- Recorded data

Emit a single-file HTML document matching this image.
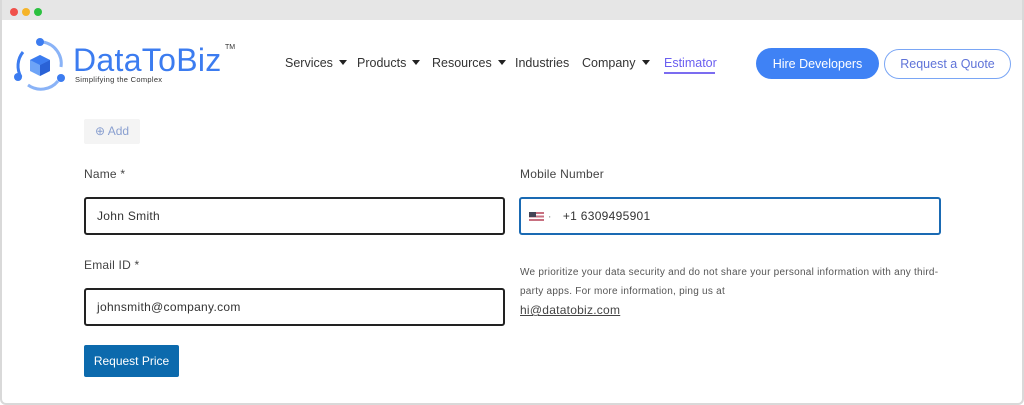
<!DOCTYPE html><html><head><style>
*{margin:0;padding:0;box-sizing:border-box}
body{width:1024px;height:405px;background:#fff;font-family:"Liberation Sans",sans-serif;overflow:hidden;position:relative}
.frame{position:absolute;left:0;top:0;width:1024px;height:405px;border:2px solid #d9d9d9;border-top:none;border-radius:0 0 6px 6px;}
.bar{position:absolute;left:0;top:0;width:1024px;height:20px;background:#e6e6e6}
.dot{position:absolute;top:8px;width:8px;height:8px;border-radius:50%}
.a{position:absolute;white-space:nowrap}
.nav{top:56px;font-size:12.5px;color:#333}
.tri{display:inline-block;width:0;height:0;border-left:4px solid transparent;border-right:4px solid transparent;border-top:5px solid #222;margin-left:6px;vertical-align:2px}
.lbl{font-size:12px;color:#444;letter-spacing:0.2px}
.inp{position:absolute;border:2px solid #222;border-radius:3px;height:38px;font-size:12px;color:#333;padding:10px 0 0 11px;letter-spacing:0.3px}
</style></head><body>
<div class="bar"></div>
<div class="dot" style="left:10px;background:#f0514b"></div>
<div class="dot" style="left:22px;background:#f5b429"></div>
<div class="dot" style="left:34px;background:#2cc140"></div>
<div class="frame"></div>
<svg class="a" style="left:13px;top:37px" width="55" height="55" viewBox="0 0 55 55">
<path d="M10 15 A22 22 0 0 0 8 40" stroke="#3c7cf0" stroke-width="3" fill="none"/>
<path d="M30 5 A22 22 0 0 1 48 30" stroke="#8ab3f7" stroke-width="3" fill="none"/>
<path d="M15 48 A22 22 0 0 0 45 44" stroke="#8ab3f7" stroke-width="3" fill="none"/>
<circle cx="27" cy="5" r="4" fill="#3c7cf0"/><circle cx="5" cy="40" r="4" fill="#3c7cf0"/><circle cx="48" cy="41" r="4" fill="#3c7cf0"/>
<path d="M27 18 L37 23 L37 34 L27 39 L17 34 L17 23Z" fill="#6ea4f7"/><path d="M27 18 L37 23 L27 28 L17 23Z" fill="#3c7cf0"/><path d="M27 28 L37 23 L37 34 L27 39Z" fill="#2a62d6"/>
</svg>
<div class="a" style="left:73px;top:42px;font-size:32px;color:#3c7cf0;letter-spacing:0.3px">DataToBiz</div>
<div class="a" style="left:225px;top:44px;font-size:7px;color:#333">TM</div>
<div class="a" style="left:75px;top:75px;font-size:7.5px;color:#333;letter-spacing:0.3px">Simplifying the Complex</div>
<div class="a nav" style="left:285px">Services<span class="tri"></span></div>
<div class="a nav" style="left:357px">Products<span class="tri"></span></div>
<div class="a nav" style="left:432px">Resources<span class="tri"></span></div>
<div class="a nav" style="left:515px">Industries</div>
<div class="a nav" style="left:582px">Company<span class="tri"></span></div>
<div class="a nav" style="left:664px;color:#6a5ef0">Estimator</div>
<div class="a" style="left:664px;top:72px;width:51px;height:2px;background:#7b6cf0"></div>
<div class="a" style="left:756px;top:48px;width:123px;height:31px;border-radius:16px;background:#3f82f5;color:#fff;font-size:12.5px;display:flex;align-items:center;justify-content:center">Hire Developers</div>
<div class="a" style="left:884px;top:49px;width:127px;height:30px;border-radius:15px;border:1px solid #7aa6f5;color:#5f73d8;font-size:12.5px;display:flex;align-items:center;justify-content:center">Request a Quote</div>
<div class="a" style="left:84px;top:119px;width:56px;height:25px;background:#f4f4f4;border-radius:2px;color:#8aa0d0;font-size:12px;line-height:25px;padding-left:11px">⊕ Add</div>
<div class="a lbl" style="left:84px;top:167px">Name *</div>
<div class="a lbl" style="left:520px;top:167px">Mobile Number</div>
<div class="inp" style="left:84px;top:197px;width:421px">John Smith</div>
<div class="inp" style="left:519px;top:197px;width:422px;border-color:#1a6ab3;padding-left:8px">
<span style="display:inline-block;width:15px;height:9px;background:linear-gradient(#c87080 0 20%,#fff 20% 40%,#c87080 40% 60%,#fff 60% 80%,#c87080 80%);position:relative;vertical-align:-1px"><span style="position:absolute;left:0;top:0;width:7px;height:5px;background:#445"></span></span> <span style="color:#999">·</span>&nbsp;&nbsp; +1 6309495901</div>
<div class="a lbl" style="left:84px;top:258px">Email ID *</div>
<div class="inp" style="left:84px;top:288px;width:421px">johnsmith@company.com</div>
<div class="a" style="left:520px;top:263px;font-size:10px;color:#555;line-height:19px;white-space:normal;width:425px;letter-spacing:0.25px">We prioritize your data security and do not share your personal information with any third-<br>party apps. For more information, ping us at<br><span style="text-decoration:underline;font-size:12px;color:#444">hi@datatobiz.com</span></div>
<div class="a" style="left:84px;top:345px;width:95px;height:32px;background:#0c6aad;border-radius:2px;color:#fff;font-size:12px;display:flex;align-items:center;justify-content:center">Request Price</div>
</body></html>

- Exercise details
Restate the data above exactly, stripping out each image.

- Finished task
Emit a single-file HTML document matching this image.
<!DOCTYPE html><html><head><style>
*{margin:0;padding:0;box-sizing:border-box}
body{width:1024px;height:405px;background:#fff;font-family:"Liberation Sans",sans-serif;overflow:hidden;position:relative}
.frame{position:absolute;left:0;top:0;width:1024px;height:405px;border:2px solid #d9d9d9;border-top:none;border-radius:0 0 6px 6px;}
.bar{position:absolute;left:0;top:0;width:1024px;height:20px;background:#e6e6e6}
.dot{position:absolute;top:8px;width:8px;height:8px;border-radius:50%}
.a{position:absolute;white-space:nowrap}
.nav{top:56px;font-size:12.5px;color:#333}
.tri{display:inline-block;width:0;height:0;border-left:4px solid transparent;border-right:4px solid transparent;border-top:5px solid #222;margin-left:6px;vertical-align:2px}
.lbl{font-size:12px;color:#444;letter-spacing:0.2px}
.inp{position:absolute;border:2px solid #222;border-radius:3px;height:38px;font-size:12px;color:#333;padding:10px 0 0 11px;letter-spacing:0.3px}
</style></head><body>
<div class="bar"></div>
<div class="dot" style="left:10px;background:#f0514b"></div>
<div class="dot" style="left:22px;background:#f5b429"></div>
<div class="dot" style="left:34px;background:#2cc140"></div>
<div class="frame"></div>
<svg class="a" style="left:13px;top:37px" width="55" height="55" viewBox="0 0 55 55">
<path d="M10 15 A22 22 0 0 0 8 40" stroke="#3c7cf0" stroke-width="3" fill="none"/>
<path d="M30 5 A22 22 0 0 1 48 30" stroke="#8ab3f7" stroke-width="3" fill="none"/>
<path d="M15 48 A22 22 0 0 0 45 44" stroke="#8ab3f7" stroke-width="3" fill="none"/>
<circle cx="27" cy="5" r="4" fill="#3c7cf0"/><circle cx="5" cy="40" r="4" fill="#3c7cf0"/><circle cx="48" cy="41" r="4" fill="#3c7cf0"/>
<path d="M27 18 L37 23 L37 34 L27 39 L17 34 L17 23Z" fill="#6ea4f7"/><path d="M27 18 L37 23 L27 28 L17 23Z" fill="#3c7cf0"/><path d="M27 28 L37 23 L37 34 L27 39Z" fill="#2a62d6"/>
</svg>
<div class="a" style="left:73px;top:42px;font-size:32px;color:#3c7cf0;letter-spacing:0.3px">DataToBiz</div>
<div class="a" style="left:225px;top:44px;font-size:7px;color:#333">TM</div>
<div class="a" style="left:75px;top:75px;font-size:7.5px;color:#333;letter-spacing:0.3px">Simplifying the Complex</div>
<div class="a nav" style="left:285px">Services<span class="tri"></span></div>
<div class="a nav" style="left:357px">Products<span class="tri"></span></div>
<div class="a nav" style="left:432px">Resources<span class="tri"></span></div>
<div class="a nav" style="left:515px">Industries</div>
<div class="a nav" style="left:582px">Company<span class="tri"></span></div>
<div class="a nav" style="left:664px;color:#6a5ef0">Estimator</div>
<div class="a" style="left:664px;top:72px;width:51px;height:2px;background:#7b6cf0"></div>
<div class="a" style="left:756px;top:48px;width:123px;height:31px;border-radius:16px;background:#3f82f5;color:#fff;font-size:12.5px;display:flex;align-items:center;justify-content:center">Hire Developers</div>
<div class="a" style="left:884px;top:49px;width:127px;height:30px;border-radius:15px;border:1px solid #7aa6f5;color:#5f73d8;font-size:12.5px;display:flex;align-items:center;justify-content:center">Request a Quote</div>
<div class="a" style="left:84px;top:119px;width:56px;height:25px;background:#f4f4f4;border-radius:2px;color:#8aa0d0;font-size:12px;line-height:25px;padding-left:11px">⊕ Add</div>
<div class="a lbl" style="left:84px;top:167px">Name *</div>
<div class="a lbl" style="left:520px;top:167px">Mobile Number</div>
<div class="inp" style="left:84px;top:197px;width:421px">John Smith</div>
<div class="inp" style="left:519px;top:197px;width:422px;border-color:#1a6ab3;padding-left:8px">
<span style="display:inline-block;width:15px;height:9px;background:linear-gradient(#c87080 0 20%,#fff 20% 40%,#c87080 40% 60%,#fff 60% 80%,#c87080 80%);position:relative;vertical-align:-1px"><span style="position:absolute;left:0;top:0;width:7px;height:5px;background:#445"></span></span> <span style="color:#999">·</span>&nbsp;&nbsp; +1 6309495901</div>
<div class="a lbl" style="left:84px;top:258px">Email ID *</div>
<div class="inp" style="left:84px;top:288px;width:421px">johnsmith@company.com</div>
<div class="a" style="left:520px;top:263px;font-size:10px;color:#555;line-height:19px;white-space:normal;width:425px;letter-spacing:0.25px">We prioritize your data security and do not share your personal information with any third-<br>party apps. For more information, ping us at<br><span style="text-decoration:underline;font-size:12px;color:#444">hi@datatobiz.com</span></div>
<div class="a" style="left:84px;top:345px;width:95px;height:32px;background:#0c6aad;border-radius:2px;color:#fff;font-size:12px;display:flex;align-items:center;justify-content:center">Request Price</div>
</body></html>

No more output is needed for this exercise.